- Collected material -
____
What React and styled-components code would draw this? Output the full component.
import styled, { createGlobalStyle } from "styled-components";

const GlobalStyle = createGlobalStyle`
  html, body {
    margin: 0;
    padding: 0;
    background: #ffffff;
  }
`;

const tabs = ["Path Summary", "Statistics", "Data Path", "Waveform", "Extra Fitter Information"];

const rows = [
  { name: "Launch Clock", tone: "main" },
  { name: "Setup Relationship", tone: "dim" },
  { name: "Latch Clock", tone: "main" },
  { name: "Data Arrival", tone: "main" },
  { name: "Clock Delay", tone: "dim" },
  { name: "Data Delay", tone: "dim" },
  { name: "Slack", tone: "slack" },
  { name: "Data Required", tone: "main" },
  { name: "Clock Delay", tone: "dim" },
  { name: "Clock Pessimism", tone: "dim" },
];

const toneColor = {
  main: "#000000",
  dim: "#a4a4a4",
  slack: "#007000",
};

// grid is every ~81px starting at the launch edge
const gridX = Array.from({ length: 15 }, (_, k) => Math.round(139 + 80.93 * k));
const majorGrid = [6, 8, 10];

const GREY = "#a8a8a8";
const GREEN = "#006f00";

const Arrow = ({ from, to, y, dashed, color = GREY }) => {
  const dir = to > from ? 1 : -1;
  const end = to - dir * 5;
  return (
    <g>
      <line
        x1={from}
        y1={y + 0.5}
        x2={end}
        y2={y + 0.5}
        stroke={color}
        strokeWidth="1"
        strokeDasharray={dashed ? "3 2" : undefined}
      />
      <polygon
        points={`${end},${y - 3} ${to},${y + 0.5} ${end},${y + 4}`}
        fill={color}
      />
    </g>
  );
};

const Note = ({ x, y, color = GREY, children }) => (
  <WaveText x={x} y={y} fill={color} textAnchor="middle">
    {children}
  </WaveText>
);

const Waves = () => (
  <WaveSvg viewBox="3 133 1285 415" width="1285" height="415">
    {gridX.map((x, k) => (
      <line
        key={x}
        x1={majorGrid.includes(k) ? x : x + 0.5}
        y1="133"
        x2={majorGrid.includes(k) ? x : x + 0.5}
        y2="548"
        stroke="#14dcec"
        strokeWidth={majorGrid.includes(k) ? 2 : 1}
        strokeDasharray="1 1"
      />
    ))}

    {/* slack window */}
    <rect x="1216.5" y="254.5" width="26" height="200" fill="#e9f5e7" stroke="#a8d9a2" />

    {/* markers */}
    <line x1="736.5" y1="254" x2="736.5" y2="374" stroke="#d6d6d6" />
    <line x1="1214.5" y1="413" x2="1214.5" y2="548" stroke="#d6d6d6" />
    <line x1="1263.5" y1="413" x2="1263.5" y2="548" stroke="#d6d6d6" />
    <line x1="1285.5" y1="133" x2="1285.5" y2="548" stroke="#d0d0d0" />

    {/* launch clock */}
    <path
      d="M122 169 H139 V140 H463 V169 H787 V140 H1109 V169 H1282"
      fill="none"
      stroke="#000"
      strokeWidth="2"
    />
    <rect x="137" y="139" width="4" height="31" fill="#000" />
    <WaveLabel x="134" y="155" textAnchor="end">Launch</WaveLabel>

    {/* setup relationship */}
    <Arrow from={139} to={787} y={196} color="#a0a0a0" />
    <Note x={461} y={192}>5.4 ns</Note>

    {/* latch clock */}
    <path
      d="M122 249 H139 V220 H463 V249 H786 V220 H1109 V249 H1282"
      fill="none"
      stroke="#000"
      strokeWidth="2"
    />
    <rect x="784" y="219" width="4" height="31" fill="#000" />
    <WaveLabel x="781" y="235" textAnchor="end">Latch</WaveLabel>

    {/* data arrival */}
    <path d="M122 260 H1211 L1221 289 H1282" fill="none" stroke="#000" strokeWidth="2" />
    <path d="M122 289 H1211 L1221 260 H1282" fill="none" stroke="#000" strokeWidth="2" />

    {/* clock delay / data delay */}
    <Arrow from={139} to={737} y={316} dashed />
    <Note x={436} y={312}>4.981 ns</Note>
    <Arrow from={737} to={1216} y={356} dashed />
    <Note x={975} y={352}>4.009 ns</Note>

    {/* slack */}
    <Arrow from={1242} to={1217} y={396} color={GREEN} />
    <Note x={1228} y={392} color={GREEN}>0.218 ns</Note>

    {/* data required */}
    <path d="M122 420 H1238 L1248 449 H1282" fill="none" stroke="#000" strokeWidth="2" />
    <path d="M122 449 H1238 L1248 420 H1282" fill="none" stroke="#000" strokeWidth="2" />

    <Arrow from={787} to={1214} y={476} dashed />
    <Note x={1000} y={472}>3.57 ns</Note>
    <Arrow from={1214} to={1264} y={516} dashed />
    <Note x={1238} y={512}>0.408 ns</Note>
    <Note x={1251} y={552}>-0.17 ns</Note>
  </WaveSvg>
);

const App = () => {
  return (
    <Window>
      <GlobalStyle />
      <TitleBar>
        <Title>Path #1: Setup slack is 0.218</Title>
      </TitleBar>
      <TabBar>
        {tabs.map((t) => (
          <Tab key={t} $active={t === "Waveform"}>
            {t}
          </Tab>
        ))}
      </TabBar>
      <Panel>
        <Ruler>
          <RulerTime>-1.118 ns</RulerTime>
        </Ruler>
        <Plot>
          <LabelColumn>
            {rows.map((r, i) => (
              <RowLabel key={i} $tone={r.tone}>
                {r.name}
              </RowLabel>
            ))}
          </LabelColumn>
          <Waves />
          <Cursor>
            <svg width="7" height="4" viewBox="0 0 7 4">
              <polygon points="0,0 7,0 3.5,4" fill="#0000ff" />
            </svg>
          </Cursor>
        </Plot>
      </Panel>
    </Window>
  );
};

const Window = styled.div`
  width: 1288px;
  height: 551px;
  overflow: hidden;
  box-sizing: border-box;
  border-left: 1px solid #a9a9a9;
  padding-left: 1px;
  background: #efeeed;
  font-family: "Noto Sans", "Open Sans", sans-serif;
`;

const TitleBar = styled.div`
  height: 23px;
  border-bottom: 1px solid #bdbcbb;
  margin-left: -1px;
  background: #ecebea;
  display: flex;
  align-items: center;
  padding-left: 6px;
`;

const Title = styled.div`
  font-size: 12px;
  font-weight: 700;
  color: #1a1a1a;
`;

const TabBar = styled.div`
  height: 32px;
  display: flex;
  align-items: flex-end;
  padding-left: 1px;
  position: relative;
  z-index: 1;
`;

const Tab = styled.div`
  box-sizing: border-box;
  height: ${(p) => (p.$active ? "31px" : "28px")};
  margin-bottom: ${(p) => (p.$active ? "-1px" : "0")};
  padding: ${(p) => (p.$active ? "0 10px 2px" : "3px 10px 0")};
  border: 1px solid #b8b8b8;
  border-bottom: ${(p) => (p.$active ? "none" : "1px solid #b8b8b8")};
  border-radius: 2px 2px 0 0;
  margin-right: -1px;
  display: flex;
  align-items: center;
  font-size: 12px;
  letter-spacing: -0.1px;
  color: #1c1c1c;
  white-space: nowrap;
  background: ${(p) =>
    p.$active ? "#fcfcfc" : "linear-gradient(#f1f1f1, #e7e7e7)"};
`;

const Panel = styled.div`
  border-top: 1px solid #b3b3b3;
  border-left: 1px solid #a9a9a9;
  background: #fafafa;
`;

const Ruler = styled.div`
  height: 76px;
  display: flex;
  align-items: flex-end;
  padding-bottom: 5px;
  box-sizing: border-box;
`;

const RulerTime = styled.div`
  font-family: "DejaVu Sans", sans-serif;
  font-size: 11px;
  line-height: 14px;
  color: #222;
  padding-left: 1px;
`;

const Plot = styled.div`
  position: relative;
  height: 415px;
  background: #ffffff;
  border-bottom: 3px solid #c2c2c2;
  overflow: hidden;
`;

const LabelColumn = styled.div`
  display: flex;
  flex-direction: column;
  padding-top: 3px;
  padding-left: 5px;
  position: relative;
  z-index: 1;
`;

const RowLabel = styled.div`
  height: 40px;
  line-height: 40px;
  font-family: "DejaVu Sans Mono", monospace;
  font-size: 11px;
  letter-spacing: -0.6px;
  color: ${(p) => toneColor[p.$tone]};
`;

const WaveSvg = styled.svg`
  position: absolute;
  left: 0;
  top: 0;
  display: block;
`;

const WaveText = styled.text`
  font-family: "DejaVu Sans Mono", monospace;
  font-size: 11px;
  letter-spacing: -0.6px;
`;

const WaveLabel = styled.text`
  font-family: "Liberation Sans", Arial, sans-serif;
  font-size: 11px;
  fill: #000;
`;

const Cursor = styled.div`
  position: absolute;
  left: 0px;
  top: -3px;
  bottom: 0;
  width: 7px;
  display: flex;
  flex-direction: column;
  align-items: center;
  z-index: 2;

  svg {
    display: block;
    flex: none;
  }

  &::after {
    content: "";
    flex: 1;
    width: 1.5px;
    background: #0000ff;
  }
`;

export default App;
____
- Required work -
Track down every line with the word "components" and copy it.

- Complete answer -
What React and styled-components code would draw this? Output the full component.
import styled, { createGlobalStyle } from "styled-components";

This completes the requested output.